Images should be left out, and everything else in the listing reproduced exactly.
— START OF Excerpted data —
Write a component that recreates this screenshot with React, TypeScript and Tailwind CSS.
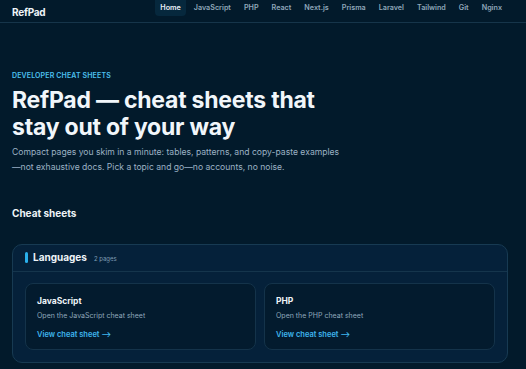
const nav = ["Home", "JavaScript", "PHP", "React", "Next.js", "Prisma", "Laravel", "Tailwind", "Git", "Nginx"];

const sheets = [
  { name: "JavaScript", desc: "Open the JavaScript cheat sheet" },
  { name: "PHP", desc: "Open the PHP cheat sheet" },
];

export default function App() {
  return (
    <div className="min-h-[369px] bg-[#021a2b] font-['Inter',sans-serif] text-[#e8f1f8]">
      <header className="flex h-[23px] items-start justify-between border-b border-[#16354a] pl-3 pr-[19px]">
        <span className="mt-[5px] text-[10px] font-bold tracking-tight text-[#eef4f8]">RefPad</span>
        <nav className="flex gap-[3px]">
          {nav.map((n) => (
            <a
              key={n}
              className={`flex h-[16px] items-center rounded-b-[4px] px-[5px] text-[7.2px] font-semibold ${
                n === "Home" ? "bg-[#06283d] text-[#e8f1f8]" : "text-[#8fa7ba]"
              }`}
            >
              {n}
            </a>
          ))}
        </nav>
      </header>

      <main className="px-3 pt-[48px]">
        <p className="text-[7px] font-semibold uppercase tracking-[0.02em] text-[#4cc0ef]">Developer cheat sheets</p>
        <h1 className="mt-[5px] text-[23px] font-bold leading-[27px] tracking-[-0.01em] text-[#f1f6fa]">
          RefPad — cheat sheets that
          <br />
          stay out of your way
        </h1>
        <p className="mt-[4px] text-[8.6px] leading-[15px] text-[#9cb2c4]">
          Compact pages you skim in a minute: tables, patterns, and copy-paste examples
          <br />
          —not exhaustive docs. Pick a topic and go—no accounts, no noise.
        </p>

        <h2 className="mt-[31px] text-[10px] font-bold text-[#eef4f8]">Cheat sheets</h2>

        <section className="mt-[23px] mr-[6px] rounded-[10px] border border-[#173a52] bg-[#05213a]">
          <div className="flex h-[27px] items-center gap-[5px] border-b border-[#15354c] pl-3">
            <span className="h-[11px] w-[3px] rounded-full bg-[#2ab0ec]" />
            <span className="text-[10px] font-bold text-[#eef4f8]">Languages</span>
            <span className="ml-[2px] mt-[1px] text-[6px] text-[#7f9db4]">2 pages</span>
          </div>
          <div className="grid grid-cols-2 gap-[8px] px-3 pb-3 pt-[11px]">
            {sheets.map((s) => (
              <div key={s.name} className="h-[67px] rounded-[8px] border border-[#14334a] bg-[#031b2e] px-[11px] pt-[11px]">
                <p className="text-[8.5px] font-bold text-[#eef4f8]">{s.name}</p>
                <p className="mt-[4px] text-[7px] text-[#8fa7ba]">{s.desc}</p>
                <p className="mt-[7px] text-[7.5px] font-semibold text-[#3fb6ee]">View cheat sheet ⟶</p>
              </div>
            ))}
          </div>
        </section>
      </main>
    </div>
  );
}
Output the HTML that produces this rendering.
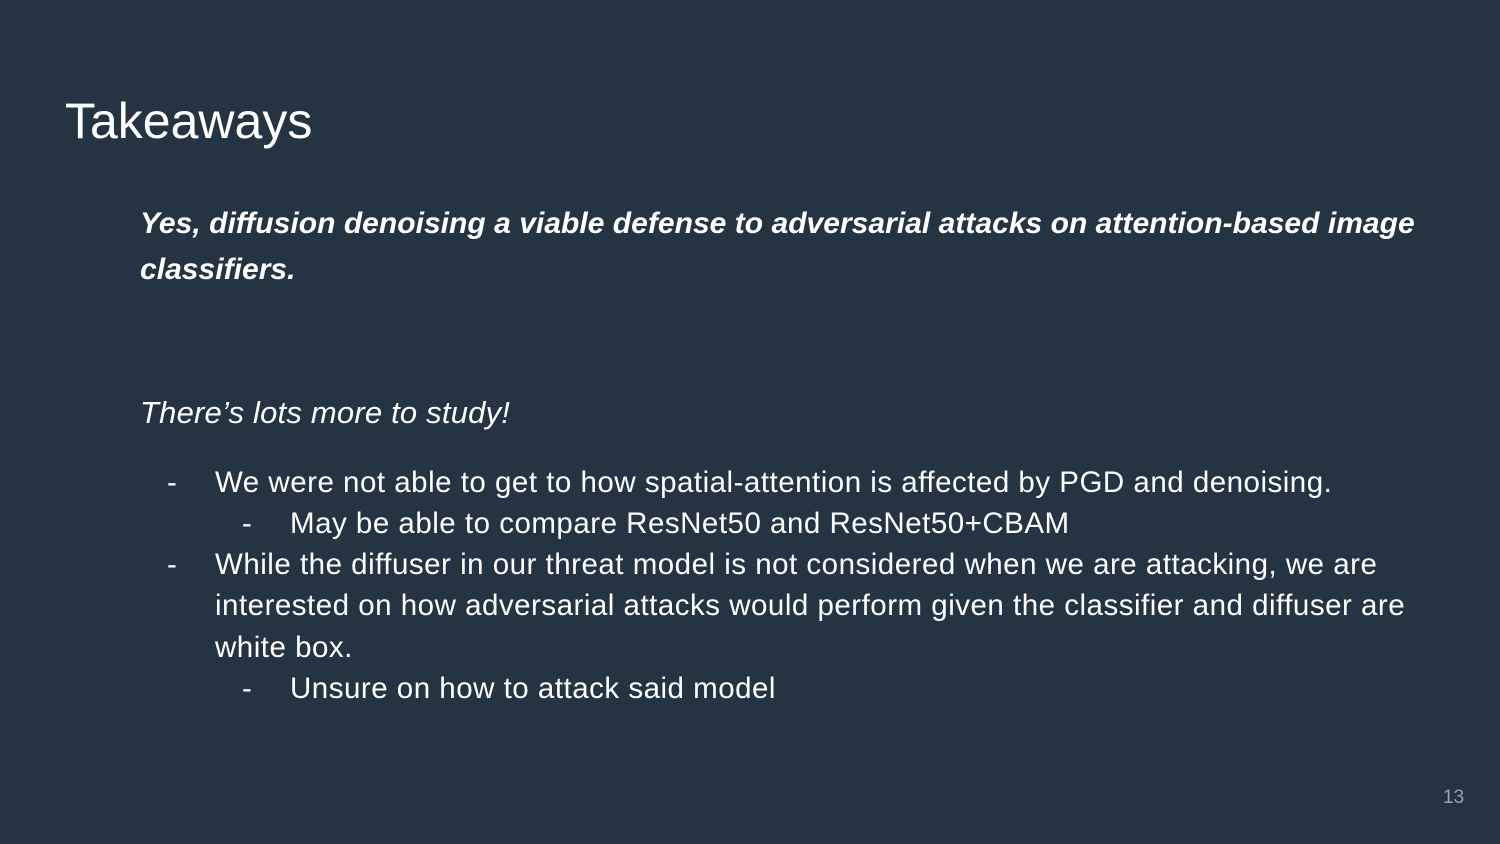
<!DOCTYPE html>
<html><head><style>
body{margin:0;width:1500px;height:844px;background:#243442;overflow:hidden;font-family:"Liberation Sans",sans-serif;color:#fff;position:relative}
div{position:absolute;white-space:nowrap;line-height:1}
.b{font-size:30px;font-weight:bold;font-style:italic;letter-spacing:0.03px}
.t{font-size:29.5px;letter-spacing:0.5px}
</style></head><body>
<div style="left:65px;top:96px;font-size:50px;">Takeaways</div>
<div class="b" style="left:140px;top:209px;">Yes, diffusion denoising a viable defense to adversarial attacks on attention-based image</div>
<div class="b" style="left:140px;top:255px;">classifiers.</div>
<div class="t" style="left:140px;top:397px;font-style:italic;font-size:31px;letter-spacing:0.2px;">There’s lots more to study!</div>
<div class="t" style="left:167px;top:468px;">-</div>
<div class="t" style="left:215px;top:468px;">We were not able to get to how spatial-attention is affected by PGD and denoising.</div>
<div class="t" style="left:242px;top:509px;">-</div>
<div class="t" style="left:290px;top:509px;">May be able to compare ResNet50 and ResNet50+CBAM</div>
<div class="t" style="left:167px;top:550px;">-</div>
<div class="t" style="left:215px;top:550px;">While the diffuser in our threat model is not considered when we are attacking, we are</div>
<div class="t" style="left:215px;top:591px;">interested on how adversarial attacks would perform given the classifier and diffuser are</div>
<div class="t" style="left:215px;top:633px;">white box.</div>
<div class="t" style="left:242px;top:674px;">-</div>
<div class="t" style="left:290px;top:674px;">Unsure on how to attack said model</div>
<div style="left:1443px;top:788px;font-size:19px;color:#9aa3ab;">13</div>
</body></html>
— END OF Excerpted data —
● **Output for this task**
Write a component that recreates this screenshot with React, TypeScript and Tailwind CSS.
const nav = ["Home", "JavaScript", "PHP", "React", "Next.js", "Prisma", "Laravel", "Tailwind", "Git", "Nginx"];

const sheets = [
  { name: "JavaScript", desc: "Open the JavaScript cheat sheet" },
  { name: "PHP", desc: "Open the PHP cheat sheet" },
];

export default function App() {
  return (
    <div className="min-h-[369px] bg-[#021a2b] font-['Inter',sans-serif] text-[#e8f1f8]">
      <header className="flex h-[23px] items-start justify-between border-b border-[#16354a] pl-3 pr-[19px]">
        <span className="mt-[5px] text-[10px] font-bold tracking-tight text-[#eef4f8]">RefPad</span>
        <nav className="flex gap-[3px]">
          {nav.map((n) => (
            <a
              key={n}
              className={`flex h-[16px] items-center rounded-b-[4px] px-[5px] text-[7.2px] font-semibold ${
                n === "Home" ? "bg-[#06283d] text-[#e8f1f8]" : "text-[#8fa7ba]"
              }`}
            >
              {n}
            </a>
          ))}
        </nav>
      </header>

      <main className="px-3 pt-[48px]">
        <p className="text-[7px] font-semibold uppercase tracking-[0.02em] text-[#4cc0ef]">Developer cheat sheets</p>
        <h1 className="mt-[5px] text-[23px] font-bold leading-[27px] tracking-[-0.01em] text-[#f1f6fa]">
          RefPad — cheat sheets that
          <br />
          stay out of your way
        </h1>
        <p className="mt-[4px] text-[8.6px] leading-[15px] text-[#9cb2c4]">
          Compact pages you skim in a minute: tables, patterns, and copy-paste examples
          <br />
          —not exhaustive docs. Pick a topic and go—no accounts, no noise.
        </p>

        <h2 className="mt-[31px] text-[10px] font-bold text-[#eef4f8]">Cheat sheets</h2>

        <section className="mt-[23px] mr-[6px] rounded-[10px] border border-[#173a52] bg-[#05213a]">
          <div className="flex h-[27px] items-center gap-[5px] border-b border-[#15354c] pl-3">
            <span className="h-[11px] w-[3px] rounded-full bg-[#2ab0ec]" />
            <span className="text-[10px] font-bold text-[#eef4f8]">Languages</span>
            <span className="ml-[2px] mt-[1px] text-[6px] text-[#7f9db4]">2 pages</span>
          </div>
          <div className="grid grid-cols-2 gap-[8px] px-3 pb-3 pt-[11px]">
            {sheets.map((s) => (
              <div key={s.name} className="h-[67px] rounded-[8px] border border-[#14334a] bg-[#031b2e] px-[11px] pt-[11px]">
                <p className="text-[8.5px] font-bold text-[#eef4f8]">{s.name}</p>
                <p className="mt-[4px] text-[7px] text-[#8fa7ba]">{s.desc}</p>
                <p className="mt-[7px] text-[7.5px] font-semibold text-[#3fb6ee]">View cheat sheet ⟶</p>
              </div>
            ))}
          </div>
        </section>
      </main>
    </div>
  );
}
Output the HTML that produces this rendering.
<!DOCTYPE html>
<html><head><style>
body{margin:0;width:1500px;height:844px;background:#243442;overflow:hidden;font-family:"Liberation Sans",sans-serif;color:#fff;position:relative}
div{position:absolute;white-space:nowrap;line-height:1}
.b{font-size:30px;font-weight:bold;font-style:italic;letter-spacing:0.03px}
.t{font-size:29.5px;letter-spacing:0.5px}
</style></head><body>
<div style="left:65px;top:96px;font-size:50px;">Takeaways</div>
<div class="b" style="left:140px;top:209px;">Yes, diffusion denoising a viable defense to adversarial attacks on attention-based image</div>
<div class="b" style="left:140px;top:255px;">classifiers.</div>
<div class="t" style="left:140px;top:397px;font-style:italic;font-size:31px;letter-spacing:0.2px;">There’s lots more to study!</div>
<div class="t" style="left:167px;top:468px;">-</div>
<div class="t" style="left:215px;top:468px;">We were not able to get to how spatial-attention is affected by PGD and denoising.</div>
<div class="t" style="left:242px;top:509px;">-</div>
<div class="t" style="left:290px;top:509px;">May be able to compare ResNet50 and ResNet50+CBAM</div>
<div class="t" style="left:167px;top:550px;">-</div>
<div class="t" style="left:215px;top:550px;">While the diffuser in our threat model is not considered when we are attacking, we are</div>
<div class="t" style="left:215px;top:591px;">interested on how adversarial attacks would perform given the classifier and diffuser are</div>
<div class="t" style="left:215px;top:633px;">white box.</div>
<div class="t" style="left:242px;top:674px;">-</div>
<div class="t" style="left:290px;top:674px;">Unsure on how to attack said model</div>
<div style="left:1443px;top:788px;font-size:19px;color:#9aa3ab;">13</div>
</body></html>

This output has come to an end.